Wildcats 3.0 took a different take on the superhero genre by taking it corporate. Spartan and the Wildcats still were about saving the world but they were going to do it with free and clean energy as well as advanced technology for the masses. There was more corporate espionage than classic super hero throw-downs. By this point Spartan was one of the most powerful beings in the Wildstorm universe, which drew him into conflict with the Authority several times, most notably during the Coup De Tat crossover. Wildcats 3.0 culminated in the Coda War, which saw the return of Zealot and wrapped up the series nicely. DC has collected the entire run in two volumes and it is really nice to see Dustin Ngyuen artwork for the majority of the series. There was the possibility of more but it never came to be as DC decided they wanted to relaunch the book again as they rebooted the Wildstorm universe yet again, this time with Grant Morrison and a returning Jim Lee.
There was one issue. Grant Morrison wrote it, Jim Lee drew it and it was never seen again.
I’m not sure if desperation was setting in or if there was just a consensus that drastic measures needed to be taken with the Wildstorm Universe. It was decided that a catastrophe would strike and all of the books would now exist in a post-apocalyptic world. Christos Gage and Neil Googe launched the title and Adam Beechen and Tim Seely wrapped it up. I enjoyed the start of the book as it was different and there was a level of desperation to survive. The original team was back, minus Void and Emp, and they were using HALO as a base of operations as they tried to save as many people as they could. Mister Majestic returned as an antagonist as he was collecting women of Khera stock to repopulate the planet as he established a paradise in Hawaii.

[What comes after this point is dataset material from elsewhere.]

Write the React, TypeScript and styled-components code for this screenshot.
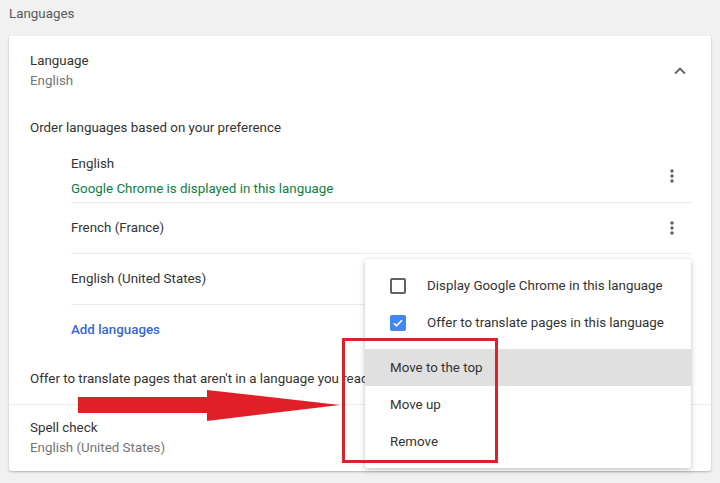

Wildcats volume 5 was a departure from what had come before but I did enjoy it. I’m a sucker for a good post-apocalyptic super hero story and Neil Googe has always been a favorite so I was on board. The story was compelling and the safety nets were off, especially for Spartan, but I don’t think it achieved what DC wanted and the entire line was shuttered before the New 52. Some of it is collected and it is an entertaining read but surely a forgotten experiment by DC.
After volume 5 there hasn’t been a Wildcats series. There were Grifter and Voodoo series as part of the original launch of the New 52 but neither made it very long. Other then the outstanding Midnighter series the Wildstorm characters have never really felt right in the main DC Universe. To me the Wildstorm heroes and villains need to be in their own pocket universe or on their own earth and luckily DC has finally agreed with me. The Wild Storm will launch soon and Warren Ellis is returning to the Wildstorm corner of the DC line. From the preview pages and covers it appears the Wildcats are going to play a prominent role as character sketches and designs of Grifter, Zealot, and Void have been released and they look amazing. I’m hoping for success, as it has been some time since we had a truly fantastic Wildcats title and I’m hoping the Wild Storm brings it about.